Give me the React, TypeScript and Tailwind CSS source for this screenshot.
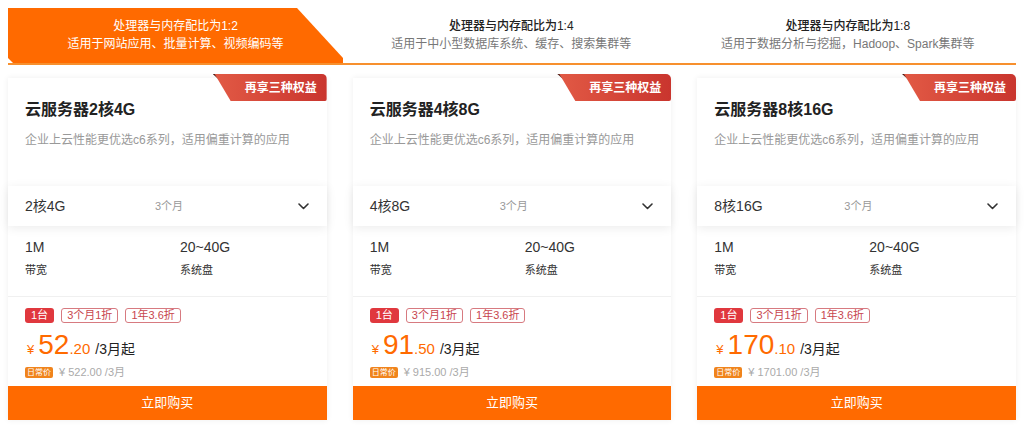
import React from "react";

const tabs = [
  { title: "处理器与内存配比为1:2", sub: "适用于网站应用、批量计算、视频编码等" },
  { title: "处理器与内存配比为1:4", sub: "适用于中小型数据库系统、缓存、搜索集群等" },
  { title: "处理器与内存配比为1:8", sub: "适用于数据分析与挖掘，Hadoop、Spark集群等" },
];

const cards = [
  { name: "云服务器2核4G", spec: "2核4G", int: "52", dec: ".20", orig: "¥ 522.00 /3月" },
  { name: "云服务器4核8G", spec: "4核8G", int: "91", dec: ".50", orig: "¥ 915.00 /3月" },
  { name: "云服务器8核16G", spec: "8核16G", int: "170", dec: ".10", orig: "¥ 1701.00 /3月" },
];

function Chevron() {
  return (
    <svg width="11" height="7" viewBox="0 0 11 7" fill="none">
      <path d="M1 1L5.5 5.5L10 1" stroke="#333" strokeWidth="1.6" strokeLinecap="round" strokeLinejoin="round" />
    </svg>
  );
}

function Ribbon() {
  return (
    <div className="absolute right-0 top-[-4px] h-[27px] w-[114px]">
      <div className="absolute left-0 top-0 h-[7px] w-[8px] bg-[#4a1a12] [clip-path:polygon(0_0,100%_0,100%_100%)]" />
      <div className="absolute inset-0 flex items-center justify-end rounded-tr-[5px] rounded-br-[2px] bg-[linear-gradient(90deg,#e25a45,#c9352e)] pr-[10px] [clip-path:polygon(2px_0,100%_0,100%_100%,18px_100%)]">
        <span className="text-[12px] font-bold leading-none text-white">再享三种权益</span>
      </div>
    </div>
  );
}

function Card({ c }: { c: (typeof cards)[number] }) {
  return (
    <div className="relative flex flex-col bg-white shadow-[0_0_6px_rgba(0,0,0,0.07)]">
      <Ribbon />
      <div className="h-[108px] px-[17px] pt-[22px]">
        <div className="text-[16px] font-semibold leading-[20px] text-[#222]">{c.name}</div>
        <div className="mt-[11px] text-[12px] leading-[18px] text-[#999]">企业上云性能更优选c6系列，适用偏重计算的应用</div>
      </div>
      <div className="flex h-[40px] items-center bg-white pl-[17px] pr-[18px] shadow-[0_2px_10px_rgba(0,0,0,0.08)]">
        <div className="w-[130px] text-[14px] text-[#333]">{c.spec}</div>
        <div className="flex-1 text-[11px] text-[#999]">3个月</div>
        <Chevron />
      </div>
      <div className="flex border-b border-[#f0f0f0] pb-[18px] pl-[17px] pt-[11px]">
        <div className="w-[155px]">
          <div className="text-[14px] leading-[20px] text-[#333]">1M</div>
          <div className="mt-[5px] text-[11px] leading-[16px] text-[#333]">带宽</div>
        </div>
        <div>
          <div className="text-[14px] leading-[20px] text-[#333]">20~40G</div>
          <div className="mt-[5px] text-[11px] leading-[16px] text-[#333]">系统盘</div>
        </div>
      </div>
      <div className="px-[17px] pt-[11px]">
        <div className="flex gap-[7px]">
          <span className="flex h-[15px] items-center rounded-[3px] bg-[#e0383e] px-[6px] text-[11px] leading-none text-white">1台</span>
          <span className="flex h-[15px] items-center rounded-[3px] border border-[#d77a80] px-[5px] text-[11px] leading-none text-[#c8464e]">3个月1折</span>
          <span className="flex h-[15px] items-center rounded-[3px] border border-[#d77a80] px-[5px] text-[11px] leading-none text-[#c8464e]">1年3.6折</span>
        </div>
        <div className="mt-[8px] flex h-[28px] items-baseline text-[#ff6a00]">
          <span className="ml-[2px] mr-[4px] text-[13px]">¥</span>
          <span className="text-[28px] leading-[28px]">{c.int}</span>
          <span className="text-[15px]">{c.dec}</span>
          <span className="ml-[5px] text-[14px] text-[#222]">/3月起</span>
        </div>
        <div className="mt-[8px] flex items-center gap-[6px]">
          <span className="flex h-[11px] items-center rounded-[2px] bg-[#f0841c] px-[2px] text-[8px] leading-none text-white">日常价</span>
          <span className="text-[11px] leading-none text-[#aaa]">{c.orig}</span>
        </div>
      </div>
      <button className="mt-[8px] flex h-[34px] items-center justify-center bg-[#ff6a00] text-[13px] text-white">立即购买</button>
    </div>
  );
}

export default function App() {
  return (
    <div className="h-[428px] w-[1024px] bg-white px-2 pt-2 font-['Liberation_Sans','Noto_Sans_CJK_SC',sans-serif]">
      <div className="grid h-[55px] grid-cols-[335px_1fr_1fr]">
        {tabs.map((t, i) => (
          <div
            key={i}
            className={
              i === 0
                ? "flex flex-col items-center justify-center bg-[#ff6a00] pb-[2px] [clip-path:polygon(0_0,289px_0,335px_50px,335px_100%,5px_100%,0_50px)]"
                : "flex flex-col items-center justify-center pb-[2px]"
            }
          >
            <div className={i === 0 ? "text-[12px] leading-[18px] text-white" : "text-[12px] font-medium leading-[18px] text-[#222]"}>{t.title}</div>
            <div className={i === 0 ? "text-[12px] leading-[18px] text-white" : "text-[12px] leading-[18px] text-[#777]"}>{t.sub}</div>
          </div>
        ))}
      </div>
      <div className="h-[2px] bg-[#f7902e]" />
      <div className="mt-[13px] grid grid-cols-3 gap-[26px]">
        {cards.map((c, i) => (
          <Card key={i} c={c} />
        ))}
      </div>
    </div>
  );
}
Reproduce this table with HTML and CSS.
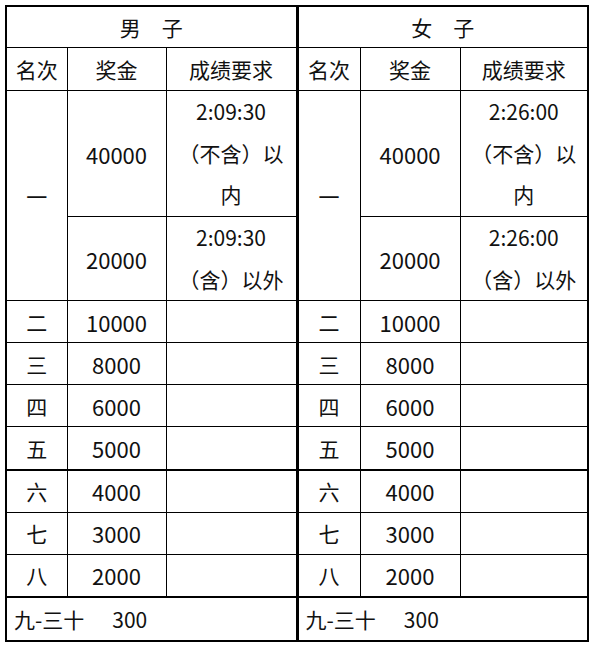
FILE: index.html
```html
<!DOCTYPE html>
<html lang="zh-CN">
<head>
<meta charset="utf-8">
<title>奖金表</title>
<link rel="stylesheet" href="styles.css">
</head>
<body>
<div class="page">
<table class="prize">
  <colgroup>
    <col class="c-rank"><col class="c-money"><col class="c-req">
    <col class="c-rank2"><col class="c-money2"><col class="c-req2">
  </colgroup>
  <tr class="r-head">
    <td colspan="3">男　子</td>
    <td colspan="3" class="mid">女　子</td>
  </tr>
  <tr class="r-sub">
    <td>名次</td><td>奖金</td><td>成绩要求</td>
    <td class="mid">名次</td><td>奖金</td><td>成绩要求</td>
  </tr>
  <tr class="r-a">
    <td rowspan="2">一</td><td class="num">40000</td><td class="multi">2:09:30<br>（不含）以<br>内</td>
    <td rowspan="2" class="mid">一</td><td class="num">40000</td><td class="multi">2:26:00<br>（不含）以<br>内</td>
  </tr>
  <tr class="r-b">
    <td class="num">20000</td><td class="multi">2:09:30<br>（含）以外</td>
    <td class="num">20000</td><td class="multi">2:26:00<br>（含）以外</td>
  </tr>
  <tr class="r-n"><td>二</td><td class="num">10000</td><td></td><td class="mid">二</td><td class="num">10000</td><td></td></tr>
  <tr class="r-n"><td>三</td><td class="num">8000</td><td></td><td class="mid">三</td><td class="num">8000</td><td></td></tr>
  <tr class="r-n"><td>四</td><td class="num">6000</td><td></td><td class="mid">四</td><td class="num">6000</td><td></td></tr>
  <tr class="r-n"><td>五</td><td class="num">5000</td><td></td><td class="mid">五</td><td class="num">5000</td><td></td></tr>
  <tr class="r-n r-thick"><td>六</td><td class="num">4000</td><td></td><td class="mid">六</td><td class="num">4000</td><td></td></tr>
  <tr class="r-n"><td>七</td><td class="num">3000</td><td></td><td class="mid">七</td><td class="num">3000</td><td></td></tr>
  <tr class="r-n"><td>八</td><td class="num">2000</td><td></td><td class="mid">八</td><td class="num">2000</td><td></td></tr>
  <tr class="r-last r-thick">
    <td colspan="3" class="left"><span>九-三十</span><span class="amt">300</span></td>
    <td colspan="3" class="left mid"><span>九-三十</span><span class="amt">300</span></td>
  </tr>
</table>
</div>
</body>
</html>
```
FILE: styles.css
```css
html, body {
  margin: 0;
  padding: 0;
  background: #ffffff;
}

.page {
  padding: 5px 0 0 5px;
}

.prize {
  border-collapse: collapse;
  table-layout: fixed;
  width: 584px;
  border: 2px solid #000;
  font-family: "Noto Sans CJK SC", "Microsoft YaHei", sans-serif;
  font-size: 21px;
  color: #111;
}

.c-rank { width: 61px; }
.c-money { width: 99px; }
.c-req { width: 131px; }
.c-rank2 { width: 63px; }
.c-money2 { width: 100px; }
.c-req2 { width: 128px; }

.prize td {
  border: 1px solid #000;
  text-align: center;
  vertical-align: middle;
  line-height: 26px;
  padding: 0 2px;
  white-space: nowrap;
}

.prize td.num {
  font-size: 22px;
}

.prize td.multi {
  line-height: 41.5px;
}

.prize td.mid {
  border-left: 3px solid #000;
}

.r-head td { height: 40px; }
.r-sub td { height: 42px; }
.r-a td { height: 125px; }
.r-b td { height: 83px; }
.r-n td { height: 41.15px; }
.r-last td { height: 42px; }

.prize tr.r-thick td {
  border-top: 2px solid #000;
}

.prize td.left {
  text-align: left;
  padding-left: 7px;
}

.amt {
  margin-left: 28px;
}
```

- - - - -

Task to carry out.
Each line that holds the word "table" should be extracted from the records.

Solution to the exercise.
Reproduce this table with HTML and CSS.
<table class="prize">
</table>
  table-layout: fixed;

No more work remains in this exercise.